Gould concludes her monograph by warning readers not to see the book’s narratives as remnants of apartheid. Instead, she notes, the foundations on which violent behaviour is built, are laid 10 to 20 years before their effects are felt, which brings me back to the detective car in 2012. The detectives I shadowed that day didn’t see any link between the attempted truck-hijacking and the teacher whipping students with his belt. In their eyes, the former was police business and the latter wasn’t. I experienced the same with patrol police in the area who incessantly stopped and searched teen-boys who should have been at school. But as long as the boys weren’t carrying weapons, the officers were happy to leave them to roam the streets.
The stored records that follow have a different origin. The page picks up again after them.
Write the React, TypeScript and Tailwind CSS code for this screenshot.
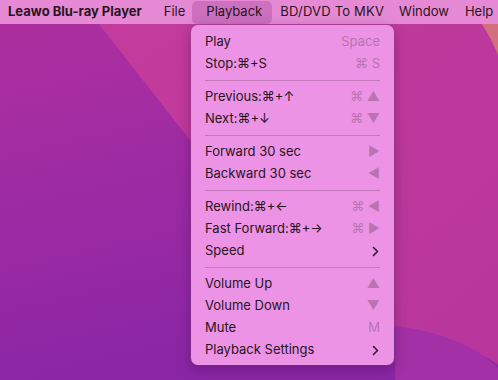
import React from "react"

type Item =
  | { sep: true }
  | { label: string; key?: string; sub?: boolean; sep?: false }

const items: Item[] = [
  { label: "Play", key: "Space" },
  { label: "Stop:⌘+S", key: "⌘ S" },
  { sep: true },
  { label: "Previous:⌘+↑", key: "⌘ ▲" },
  { label: "Next:⌘+↓", key: "⌘ ▼" },
  { sep: true },
  { label: "Forward 30 sec", key: "▶" },
  { label: "Backward 30 sec", key: "◀" },
  { sep: true },
  { label: "Rewind:⌘+←", key: "⌘ ◀" },
  { label: "Fast Forward:⌘+→", key: "⌘ ▶" },
  { label: "Speed", sub: true },
  { sep: true },
  { label: "Volume Up", key: "▲" },
  { label: "Volume Down", key: "▼" },
  { label: "Mute", key: "M" },
  { label: "Playback Settings", sub: true },
]

function Chevron() {
  return (
    <svg width="7" height="11" viewBox="0 0 7 11" className="mr-[1px]">
      <path d="M1.5 1.5 L5.5 5.5 L1.5 9.5" fill="none" stroke="#2a1a2a" strokeWidth="1.6" strokeLinecap="round" strokeLinejoin="round" />
    </svg>
  )
}

function Wallpaper() {
  return (
    <svg className="absolute inset-0" width="498" height="380" viewBox="0 0 498 380">
      <defs>
        <linearGradient id="base" x1="0" y1="0" x2="0.3" y2="1">
          <stop offset="0" stopColor="#b0309f" />
          <stop offset="1" stopColor="#8a26a6" />
        </linearGradient>
        <linearGradient id="mag" x1="0" y1="0" x2="1" y2="1">
          <stop offset="0" stopColor="#c43c9c" />
          <stop offset="1" stopColor="#b8369c" />
        </linearGradient>
      </defs>
      <rect width="498" height="380" fill="url(#base)" />
      <path d="M80 0 L498 0 L498 365 C470 345 430 332 395 328 L190 140 Z" fill="url(#mag)" />
      <path d="M395 326 C440 332 475 345 498 368 L498 380 L395 380 Z" fill="#a330a6" />
      <path d="M462 0 L498 0 L498 55 C490 35 478 16 462 0 Z" fill="#d27080" />
    </svg>
  )
}

export default function App() {
  return (
    <div
      className="relative w-[498px] h-[380px] overflow-hidden text-[13px]"
      style={{ fontFamily: "Inter, 'Noto Sans', sans-serif" }}
    >
      <Wallpaper />

      {/* menu bar */}
      <div className="relative flex items-center h-[24px] bg-[#e68ad6] text-[#2a1420] whitespace-nowrap">
        <span className="ml-[8px] font-bold">Leawo Blu-ray Player</span>
        <span className="ml-[22px]">File</span>
        <span className="ml-[7px] pl-[14px] pr-[10px] h-[23px] flex items-center rounded-[5px] bg-[#cd70be]">Playback</span>
        <span className="ml-[8px] tracking-[0.2px]">BD/DVD To MKV</span>
        <span className="ml-[15px]">Window</span>
        <span className="ml-[16px]">Help</span>
      </div>

      {/* dropdown */}
      <div className="absolute left-[191px] top-[25px] w-[203px] pt-[6px] pb-[4px] rounded-[7px] bg-[#ec93e6] shadow-[0_4px_14px_rgba(60,0,60,0.35),0_0_0_0.5px_rgba(170,80,160,0.5)] text-[#2a1420]">
        {items.map((it, i) =>
          it.sep ? (
            <div key={i} className="h-[11px] flex items-center px-[14px]">
              <div className="h-px w-full bg-[#c277b8]" />
            </div>
          ) : (
            <div key={i} className="h-[22px] flex items-center justify-between pl-[14px] pr-[14px] whitespace-nowrap">
              <span>{it.label}</span>
              {it.sub ? (
                <Chevron />
              ) : (
                <span className="text-[#b973b0]">{it.key}</span>
              )}
            </div>
          )
        )}
      </div>
    </div>
  )
}
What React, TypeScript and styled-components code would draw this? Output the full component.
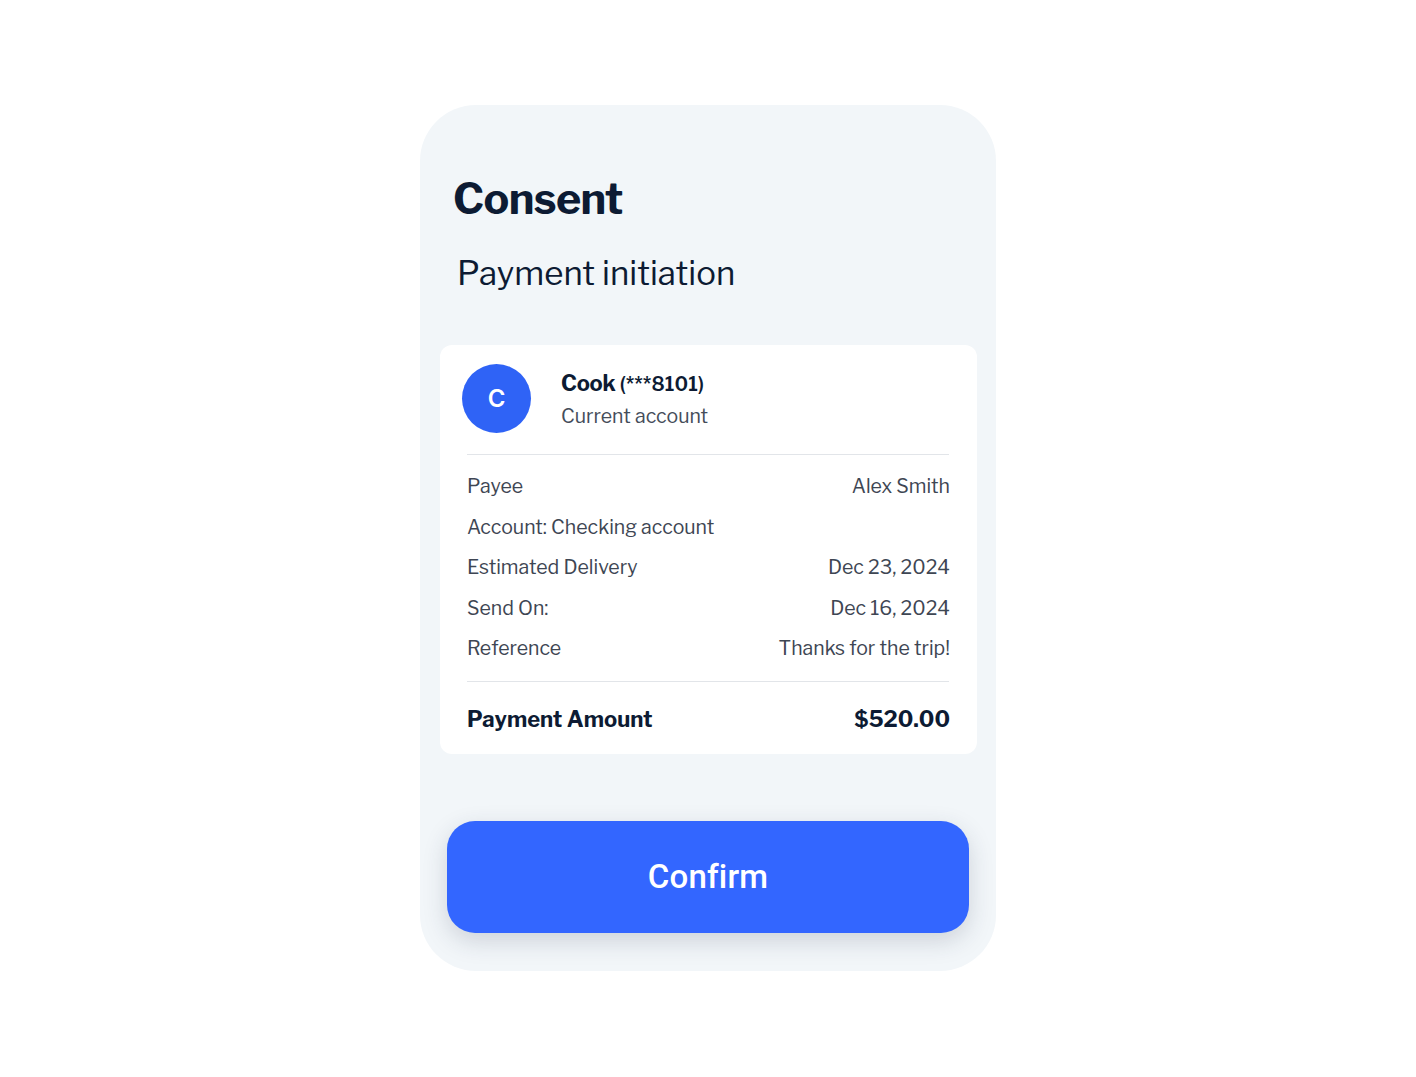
import React from "react";
import styled, { createGlobalStyle } from "styled-components";

const Global = createGlobalStyle`
  html, body { margin: 0; padding: 0; background: #ffffff; }
  body { font-family: "Libre Franklin", Inter, "Noto Sans", sans-serif; }
`;

const Page = styled.div`
  width: 1416px;
  height: 1077px;
  display: flex;
  justify-content: center;
  padding-top: 105px;
  box-sizing: border-box;
`;

const Shell = styled.div`
  width: 576px;
  height: 866px;
  background: #f2f6f9;
  border-radius: 56px;
  box-sizing: border-box;
  padding: 72px 19px 0 20px;
  display: flex;
  flex-direction: column;
`;

const Title = styled.h1`
  margin: 0 0 0 13px;
  font-size: 43px;
  line-height: 44px;
  font-weight: 700;
  color: #0d1b33;
  letter-spacing: -0.6px;
`;

const Subtitle = styled.h2`
  margin: 32px 0 0 17px;
  font-size: 33px;
  line-height: 40px;
  font-weight: 400;
  color: #0d1b33;
  letter-spacing: 0px;
`;

const Card = styled.div`
  margin-top: 52px;
  background: #ffffff;
  border-radius: 12px;
  padding: 19px 28px 22px 22px;
  display: flex;
  flex-direction: column;
`;

const AccountRow = styled.div`
  display: flex;
  align-items: center;
  gap: 30px;
  padding-bottom: 21px;
`;

const Divider = styled.div<{ $inset?: number }>`
  height: 1px;
  background: #e2e5e9;
  margin-left: ${(p) => p.$inset ?? 0}px;
`;

const Avatar = styled.div`
  width: 69px;
  height: 69px;
  border-radius: 50%;
  background: #2f63f6;
  color: #ffffff;
  display: flex;
  align-items: center;
  justify-content: center;
  font-size: 24px;
  font-weight: 600;
  font-family: Inter, sans-serif;
  flex-shrink: 0;
`;

const AccountText = styled.div`
  display: flex;
  flex-direction: column;
  gap: 6px;
`;

const AccountName = styled.div`
  font-size: 22px;
  font-weight: 700;
  color: #0d1b33;
  letter-spacing: -0.3px;
  line-height: 28px;
`;

const AccountMask = styled.span`
  font-size: 19.5px;
  font-weight: 600;
  letter-spacing: 0.1px;
`;

const AccountType = styled.div`
  font-size: 19.5px;
  color: #454d5a;
  line-height: 24px;
  letter-spacing: 0px;
`;

const Details = styled.div`
  display: flex;
  flex-direction: column;
  margin-left: 5px;
`;

const DetailList = styled.div`
  display: flex;
  flex-direction: column;
  padding: 11px 0 12px;
`;

const DetailRow = styled.div`
  display: flex;
  justify-content: space-between;
  align-items: center;
  height: 40.5px;
  font-size: 19.5px;
  color: #3e4653;
  letter-spacing: 0px;
  margin-right: -1px;
`;

const TotalRow = styled.div`
  display: flex;
  justify-content: space-between;
  align-items: center;
  padding-top: 24px;
  font-size: 22px;
  font-weight: 700;
  color: #0d1b33;
  letter-spacing: 0px;
  margin-right: -1px;
`;

const ButtonArea = styled.div`
  margin-top: 67px;
  padding: 0 8px 0 7px;
`;

const ConfirmButton = styled.button`
  width: 100%;
  height: 112px;
  border: none;
  border-radius: 28px;
  background: #3366ff;
  color: #ffffff;
  font-family: Roboto, Inter, sans-serif;
  font-size: 33px;
  font-weight: 500;
  letter-spacing: 0.2px;
  box-shadow: 0 8px 24px rgba(40, 50, 80, 0.18);
  cursor: pointer;
`;

const rows: [string, string][] = [
  ["Payee", "Alex Smith"],
  ["Account: Checking account", ""],
  ["Estimated Delivery", "Dec 23, 2024"],
  ["Send On:", "Dec 16, 2024"],
  ["Reference", "Thanks for the trip!"],
];

export default function App() {
  return (
    <>
      <Global />
      <Page>
        <Shell>
          <Title>Consent</Title>
          <Subtitle>Payment initiation</Subtitle>
          <Card>
            <AccountRow>
              <Avatar>C</Avatar>
              <AccountText>
                <AccountName>
                  Cook <AccountMask>(***8101)</AccountMask>
                </AccountName>
                <AccountType>Current account</AccountType>
              </AccountText>
            </AccountRow>
            <Divider $inset={5} />
            <Details>
              <DetailList>
                {rows.map(([k, v]) => (
                  <DetailRow key={k}>
                    <span>{k}</span>
                    <span>{v}</span>
                  </DetailRow>
                ))}
              </DetailList>
              <Divider />
              <TotalRow>
                <span>Payment Amount</span>
                <span>$520.00</span>
              </TotalRow>
            </Details>
          </Card>
          <ButtonArea>
            <ConfirmButton>Confirm</ConfirmButton>
          </ButtonArea>
        </Shell>
      </Page>
    </>
  );
}
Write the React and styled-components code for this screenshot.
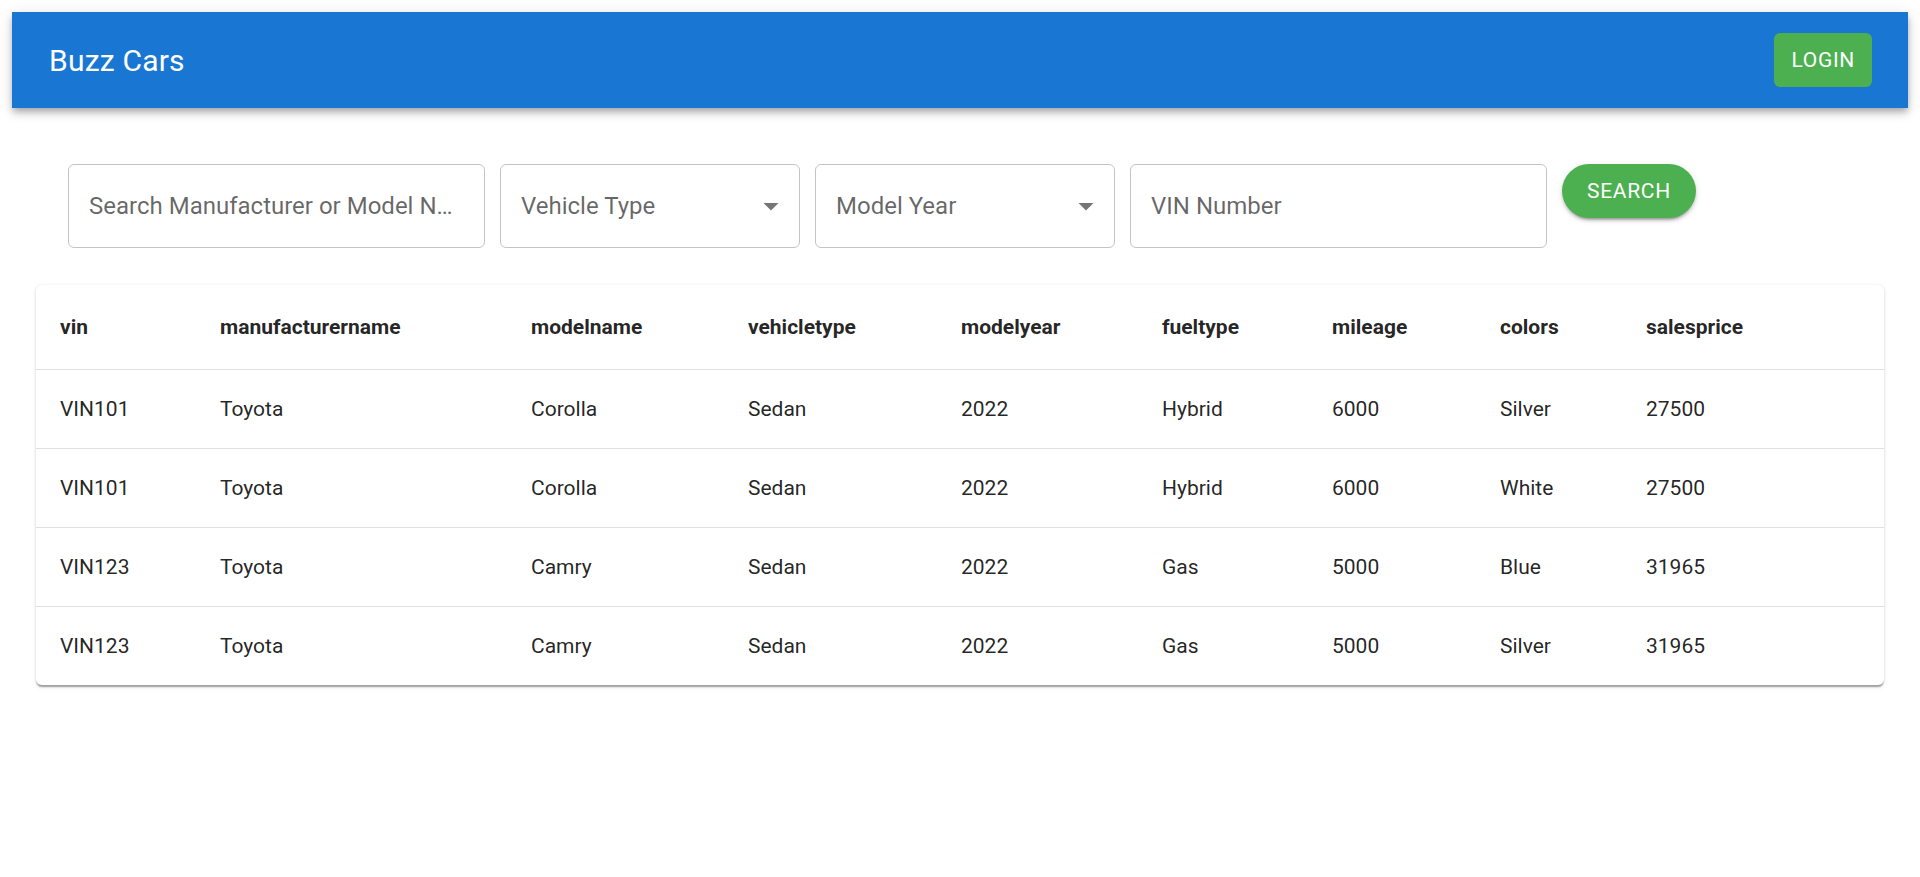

And yet the boy beaten by his teacher or roaming the streets without purpose today may become the truck-hijacker of tomorrow. If South Africa hopes to significantly reduce its very high levels of violent crime in the coming decades, it is precisely in the lack of supportive structures, and the violence committed against young people - especially boy children and young men - that the state needs to intervene. Fortunately, rollout of some relevant interventions is underway, but we need many more. 

Yes, the men whose stories Gould shares are responsible for their actions, but so is a state which has failed to protect them from the structural violence that courses through almost every facet of South African life, like blood pumping through the adrenalin-drunk chest of an angry adolescent. Ending violence against women and children begins with our boys and young men, and with how all of us treat them.